All Along the Watchtower

The lyrics of "All Along the Watchtower" are written in rhyming couplets. The rhymes are simple (thief/relief, fate/late), so they don't sound forced at all. Unlike many song lyrics, which make no sense without the melody, "All Along the Watchtower" reads like poetry on the page. Each line is divided into two sections of about 5-8 syllables, with a pause in between. The first section of every line has an accent on one of the syllables, which Dylan sings to the hilt on the recorded version: "There must be some way OUT of here!" These over-the-top accents are one of Dylan's signature moves – nobody else can pull it off quite the same – and Hendrix wisely avoids trying to emulate them on his cover version.

As for the form, the song isn't really a ballad, because it doesn't tell anything like a story, despite having elements of storytelling (dialogue, characters, etc.). Dylan makes this point explicitly in an interview from 1968:

I haven't fulfilled the balladeer's job. A balladeer can sit down and sing three songs for an hour and a half... it can all unfold to you. These melodies on John Wesley Harding lack this traditional sense of time. As with the third verse of 'The Wicked Messenger', which opens it up, and then the time schedule takes a jump and soon the song becomes wider . . .The same thing is true of the song 'All Along the Watchtower', which opens up in a slightly different way, in a stranger way, for we have the cycle of events working in a rather reverse order. (Source: Jonathon Cott, ed. Dylan on Dylan: The Essential Interviews, pg. 122)

The lyrics are more anecdotal than anything else, and they lack a clear sense of resolution.
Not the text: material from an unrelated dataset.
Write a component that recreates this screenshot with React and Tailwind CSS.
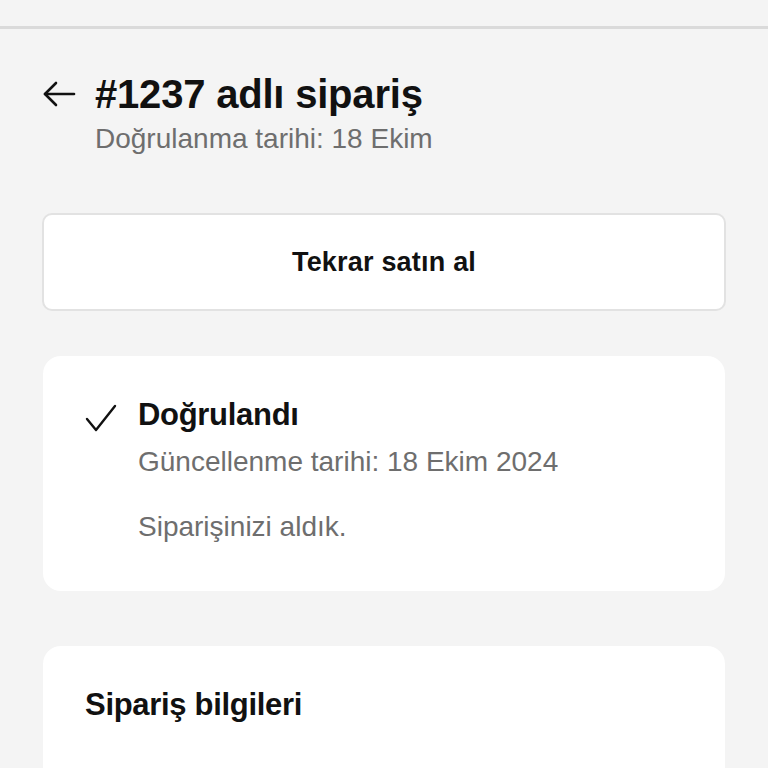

In this way, the song resembles a lot of early Chinese poetry. Many of the great classical Chinese poems end on a confusing or dissonant line, often about some natural event that doesn't seem to have any obvious connection to the rest of the poem. "All Along the Watchtower" similarly trails off into an ominous focus on the sudden change of weather. It ends on a note of Zen-like confusion, with the howling of the wind.